Small scale soap production didn't start until the Middle Ages, when, in the 1200's, the first manufacturing factories were set up in France and in England, still using animal fat as the main ingredient. In the Mediterranean regions of France, a new process was soon developed, where the soap mixture is cooked and olive oil is used instead (or in addition) to animal fats. However, soap as a common product for personal cleaning was still vastly unknown. In the Late Middle Ages, hygienic conditions have drastically degenerated, favouring the spread of lethal epidemic diseases, such as the Black Plague, which decimated the European population around the middle 1300's. Even during the Renaissance, royalty and courtesans still choose to perfume and grease their bodies with strongly smelling balms, rather than allowing themselves the "sinful" luxury of a hot bath.

It is to be noted that, back then, soap was a very different product to what we use these days, its main problem being the insufficient purity of the alkaline component the fats were reacted with. Obtaining potash (potassium carbonate) from macerating wood or seaweed ashes in water, was a long and complicated process, which didn't always give consistent results. The caustic substance thus obtained had inconsistent concentration levels, which fatally affected the results of saponification.

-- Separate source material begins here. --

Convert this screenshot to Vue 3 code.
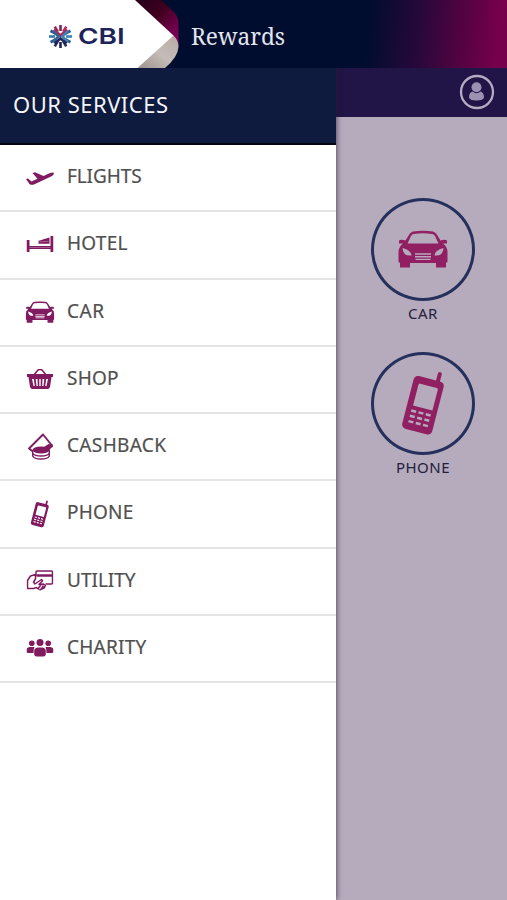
<template>
  <div class="app-screen">
    <header class="brand-bar">
      <svg class="brand-ribbon" viewBox="0 0 190 68">
        <defs>
          <linearGradient id="ribbonTop" x1="0" y1="0" x2="1" y2="1">
            <stop offset="0" stop-color="#210018" />
            <stop offset="0.45" stop-color="#420020" />
            <stop offset="0.75" stop-color="#70004a" />
            <stop offset="1" stop-color="#85005a" />
          </linearGradient>
          <linearGradient id="ribbonBottom" x1="1" y1="0" x2="0" y2="1">
            <stop offset="0" stop-color="#b5aaa6" />
            <stop offset="0.5" stop-color="#c5bcb8" />
            <stop offset="1" stop-color="#9b918e" />
          </linearGradient>
        </defs>
        <path d="M134 0H161L174 12Q178.500 17 178.500 25V46L170 38Z" fill="url(#ribbonTop)" />
        <path d="M136 68L173 35Q178.500 40 178.500 47Q178 57 165 68Z" fill="url(#ribbonBottom)" />
        <path d="M0 0H135L173.500 35.500L137.500 68H0Z" fill="#fff" />
        <g transform="translate(60.500 36.500)">
          <path
            v-for="(color, index) in burstColors"
            :key="index"
            d="M0 -5.500V-11.500"
            stroke-width="2.600"
            :stroke="color"
            :transform="`rotate(${index * 30})`"
          />
          <g fill="none" stroke-width="2.500">
            <path d="M-6.500 -7L0 -1L6.500 -7" stroke="#a82c5c" />
            <path d="M-7.500 -5.500L-2 0L-7.500 5.500" stroke="#2f6595" />
            <path d="M7.500 -5.500L2 0L7.500 5.500" stroke="#3f82b5" />
            <path d="M-6 7L0 2L6 7" stroke="#1f2456" />
          </g>
        </g>
      </svg>
      <span class="brand-name">CBI</span>
      <span class="brand-title">Rewards</span>
    </header>

    <div class="body">
      <nav class="drawer">
        <h1 class="drawer-title">OUR SERVICES</h1>
        <ul class="service-list">
          <li v-for="service in services" :key="service.id" class="service">
            <svg class="service-icon" viewBox="0 0 30 30">
              <use :href="`#icon-${service.id}`" v-bind="service.box" />
            </svg>
            <span class="service-label" :style="{ letterSpacing: service.spacing }">{{ service.label }}</span>
          </li>
        </ul>
      </nav>

      <main class="content">
        <div class="toolbar">
          <svg class="profile" viewBox="0 0 36 36">
            <circle cx="18" cy="18" r="16" fill="none" stroke="#b5abc2" stroke-width="2.300" />
            <circle cx="17.500" cy="13.300" r="5" fill="#9d91b2" />
            <path d="M10 23.500Q10 18.500 13.500 17.500Q17.500 21 21.500 17.500Q25 18.500 25 23.500Q24.500 26.500 17.500 26.500T10 23.500Z" fill="#9d91b2" />
          </svg>
        </div>
        <div class="tiles">
          <div v-for="tile in tiles" :key="tile.id" class="tile">
            <div class="tile-circle">
              <svg :class="`tile-${tile.id}`"><use :href="`#icon-${tile.id}`" /></svg>
            </div>
            <span class="tile-label">{{ tile.label }}</span>
          </div>
        </div>
      </main>
    </div>

    <svg class="symbols">
      <symbol id="icon-flights" viewBox="0 0 28 14">
        <path d="M0 7.500L2 7L5.500 10L11.500 7.300L6.500 1.500L9 0.800L17.500 4.500L23.500 1.800Q27 0.200 28 1.500Q28 3.500 25 5L9 12.500Q5.500 14.200 3.500 12.500Z" />
      </symbol>
      <symbol id="icon-hotel" viewBox="0 0 27 17">
        <path d="M0 4H3V10H24V0H27V16H24V13H3V16H0Z" />
        <path d="M12 7.800V4.800L15 4L17 3.200L23 1.500V7.800Z" />
        <path d="M3 11.500H24" stroke="#fff" stroke-opacity="0.350" stroke-width="0.800" />
        <path d="M13 5.800L22 5.300" stroke="#fff" stroke-opacity="0.500" stroke-width="0.600" />
      </symbol>
      <symbol id="icon-car" viewBox="0 0 50 38">
        <path
          fill-rule="evenodd"
          d="M15 1.500Q25 0 35 1.500Q37 2 38.500 4L42.500 10.500Q47 9 49 10.500V13.500H45Q49.500 17 49.500 22L49.500 32L48 33V37.500H38V33H12V37.500H2V33L0.500 32L0.500 22Q0.500 17 5 13.500H1V10.500Q3 9 7.500 10.500L11.500 4Q13 2 15 1.500Z
             M16 4Q14 4 13 6L9.500 13.500H40.500L37 6Q36 4 34 4Q25 2.500 16 4Z
             M4.500 18Q13 20 13.500 25.500Q5 26.500 4.500 18Z M45.500 18Q37 20 36.500 25.500Q45 26.500 45.500 18Z
             M17 23.300H33V24.700H17Z M17 26H33V27.400H17Z M17.500 28.700H32.500V30H17.500Z"
        />
      </symbol>
      <symbol id="icon-shop" viewBox="0 0 26 20">
        <path d="M7 6L10.500 1.500Q13 -0.500 15.500 1.500L19 6" fill="none" stroke="currentColor" stroke-width="1.600" />
        <path fill-rule="evenodd" d="M0 5H26V8H24.500L23 18Q22.500 20 20.500 20H5.500Q3.500 20 3 18L1.500 8H0Z M5 10L6.500 17H7.800L6.800 10Z M8.700 10L9.500 17H10.800L10.500 10Z M12.300 10V17H13.700V10Z M15.500 10L15.200 17H16.500L17.300 10Z M19.200 10L18.200 17H19.500L21 10Z" />
      </symbol>
      <symbol id="icon-cashback" viewBox="0 0 26 27">
        <path d="M5.500 18.500L1.500 15.500L15.500 1.500L24.500 12.500L21.500 14.500" fill="none" stroke="currentColor" stroke-width="1.900" stroke-linejoin="round" />
        <ellipse cx="13.500" cy="17" rx="8.500" ry="3.500" />
        <path d="M5.200 17V23Q6.500 26 13.500 26T21.800 23V17M5.500 20.500Q7 23 13.500 23T21.500 20.500" fill="none" stroke="currentColor" stroke-width="1.400" />
        <path d="M15 15Q18 13 21 11L25 11.500L25.500 13.500Q22 16 21.500 18Z" />
      </symbol>
      <symbol id="icon-phone" viewBox="0 0 45 65">
        <path
          transform="translate(22 34) rotate(14.500)"
          fill-rule="evenodd"
          d="M-11 -27H6.500V-35Q8.500 -37.500 10.500 -35V-27Q15.500 -27 15.500 -22V22Q15.500 27.500 10.500 27.500H-10.500Q-15.500 27.500 -15.500 22V-22Q-15.500 -27 -11 -27Z
             M-8 -20Q-9.500 -20 -9.500 -18V3H10.500V-18Q10.500 -20 9 -20Z
             M-10 7H-5V9.500H-10Z M-2.500 7H2.500V9.500H-2.500Z M5 7H10V9.500H5Z
             M-10 12.500H-5V15H-10Z M-2.500 12.500H2.500V15H-2.500Z M5 12.500H10V15H5Z
             M-10 18H-5V20.500H-10Z M-2.500 18H2.500V20.500H-2.500Z M5 18H10V20.500H5Z"
        />
      </symbol>
      <symbol id="icon-utility" viewBox="0 0 27 21">
        <g fill="none" stroke="currentColor" stroke-width="1.500" stroke-linejoin="round">
          <path d="M9.500 6V2Q9.500 1 10.500 1H25Q26 1 26 2V13Q26 14 25 14H19" />
          <path d="M9 4.500L4 6L1 10.500V18.500H7L10 17.500L12.500 19.500M9 4.500V9L7 12L8.500 14L15 9.500L16 11L12.500 14.500L17 14L19 15.500L17.500 18L13 20M14.500 15L11.500 18.500M17 15.500L14.500 19.500" />
        </g>
        <path d="M10 4.300H26V6.800H10Z" />
      </symbol>
      <symbol id="icon-charity" viewBox="0 0 27 18">
        <circle cx="5.300" cy="4.200" r="2.800" />
        <circle cx="21.700" cy="4.200" r="2.800" />
        <circle cx="13.500" cy="3.500" r="3.500" />
        <path d="M3 8H8Q7 9.500 7 14H1.500Q0 14 0 12.500V11Q0 8.500 3 8ZM24 8H19Q20 9.500 20 14H25.500Q27 14 27 12.500V11Q27 8.500 24 8ZM11 8.500H16Q19.300 9 19.300 12V15.500Q19 17.500 17 17.500H10Q8 17.500 7.700 15.500V12Q7.700 9 11 8.500Z" />
      </symbol>
    </svg>
  </div>
</template>

<script setup>
const burstColors = [
  '#7c2457', '#b52f5f', '#2a5a8a', '#3f82b5', '#2b5788', '#272c63',
  '#1c2255', '#252b60', '#2a5a8a', '#3a76a5', '#29517f', '#8d2a58',
];

// box places each symbol inside the 30x30 icon slot
const services = [
  { id: 'flights', label: 'FLIGHTS', spacing: '-0.1px', box: { x: 1, y: 9.5, width: 28, height: 14 } },
  { id: 'hotel', label: 'HOTEL', spacing: '0.25px', box: { x: 1.5, y: 7, width: 27, height: 17 } },
  { id: 'car', label: 'CAR', spacing: '0.5px', box: { x: 0.5, y: 5, width: 29, height: 22 } },
  { id: 'shop', label: 'SHOP', spacing: '0.2px', box: { x: 2, y: 6, width: 26, height: 20 } },
  { id: 'cashback', label: 'CASHBACK', spacing: '0.35px', box: { x: 2.5, y: 2, width: 26, height: 27 } },
  { id: 'phone', label: 'PHONE', spacing: '0.2px', box: { x: 5, y: 2, width: 20, height: 28 } },
  { id: 'utility', label: 'UTILITY', spacing: '0', box: { x: 1.5, y: 5, width: 27, height: 21 } },
  { id: 'charity', label: 'CHARITY', spacing: '0.25px', box: { x: 1.5, y: 7, width: 27, height: 18 } },
];

const tiles = [
  { id: 'car', label: 'CAR' },
  { id: 'phone', label: 'PHONE' },
];
</script>

<style>
body {
  margin: 0;
  overflow: hidden;
}
</style>

<style scoped>
.app-screen {
  width: 507px;
  height: 900px;
  overflow: hidden;
  font-family: "Noto Sans", "Open Sans", sans-serif;
}

.brand-bar {
  position: relative;
  z-index: 2;
  height: 68px;
  background: linear-gradient(95deg, #000d2e 72%, #26083b 82%, #500340 90%, #77004d 98%);
}

.brand-ribbon {
  display: block;
  width: 190px;
  height: 68px;
}

.brand-name,
.brand-title {
  position: absolute;
  white-space: nowrap;
  transform-origin: left;
}

.brand-name {
  left: 77.500px;
  top: 21px;
  color: #20225a;
  font: 600 22px/30px Inter, sans-serif;
  transform: scaleX(1.27);
}

.brand-title {
  left: 191px;
  top: 21px;
  color: #e3e6ee;
  font: 23px/30px "Noto Serif", "DejaVu Serif", serif;
  transform: scaleX(0.985);
}

.body {
  display: flex;
  height: 832px;
}

.drawer {
  position: relative;
  z-index: 1;
  width: 336px;
  background: #fff;
  box-shadow: 1px 0 5px rgba(40, 30, 50, 0.65);
}

.drawer-title {
  box-sizing: border-box;
  height: 77px;
  margin: 0;
  padding: 0 13px;
  border-bottom: 2px solid #02040f;
  background: #0e1b3e;
  color: #f4f5f9;
  font-size: 22px;
  font-weight: 400;
  letter-spacing: 0.500px;
  line-height: 73px;
}

.service-list {
  margin: 0;
  padding: 0;
  list-style: none;
}

.service {
  box-sizing: border-box;
  display: flex;
  align-items: center;
  gap: 12px;
  height: 67.250px;
  padding: 0 0 2px 25px;
  border-bottom: 2px solid #e4e4e4;
}

.service-icon {
  width: 30px;
  height: 30px;
  color: #801b60;
  fill: currentColor;
}

.service-label {
  padding-bottom: 1px;
  color: #505050;
  font-size: 19px;
  line-height: 26px;
  -webkit-text-stroke: 0.200px #505050;
}

.content {
  flex: 1;
  background: #b5abbd;
}

.toolbar {
  display: flex;
  justify-content: flex-end;
  box-sizing: border-box;
  height: 49px;
  padding: 6px 12px 0 0;
  background: #211447;
}

.profile {
  width: 36px;
  height: 36px;
}

.tiles {
  display: flex;
  flex-direction: column;
  align-items: center;
  gap: 26px;
  padding: 80.500px 0 0 3px;
}

.tile {
  display: flex;
  flex-direction: column;
  align-items: center;
  height: 128px;
}

.tile-circle {
  display: flex;
  align-items: center;
  justify-content: center;
  box-sizing: border-box;
  width: 104px;
  height: 104px;
  border: 3px solid #26305c;
  border-radius: 50%;
  color: #912062;
  fill: currentColor;
}

.tile-car {
  width: 50px;
  height: 38px;
}

.tile-phone {
  width: 45px;
  height: 65px;
}

.tile-label {
  color: #24203a;
  font-size: 15px;
  letter-spacing: 0.500px;
  line-height: 25px;
}

.symbols {
  position: absolute;
  width: 0;
  height: 0;
}
</style>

For this reason, the single most important step in soapmaking history is the discovery, made just a few years before the French Revolution by the French chemist Nicolas Leblanc (1742-1806), of a reliably consistent method for producing soda from Glauber's salt - sodium sulfate, made from common salt (sodium chloride, NaCl) and sulphuric acid (H2SO4) - and calcinated limestone and coal. Leblanc's process was substantially correct, but not free from unwanted side effects. This method would in fact leave behind huge amounts of highly toxic byproducts, which were very difficult to dispose of.

The problem was eventually solved by the Belgian chemist Ernest Solvay (1836-1922), who, starting from the method defined by Leblanc, developed a process where sodium hydroxide (caustic soda, chemical formula NaOH) is extracted by hydrolisis from water and salt (or simple seawater), which allows to utilise all the byproducts of the chemical reaction. His invention, Soda Solvay, was industrially trademarked and opened the way to modern soap production.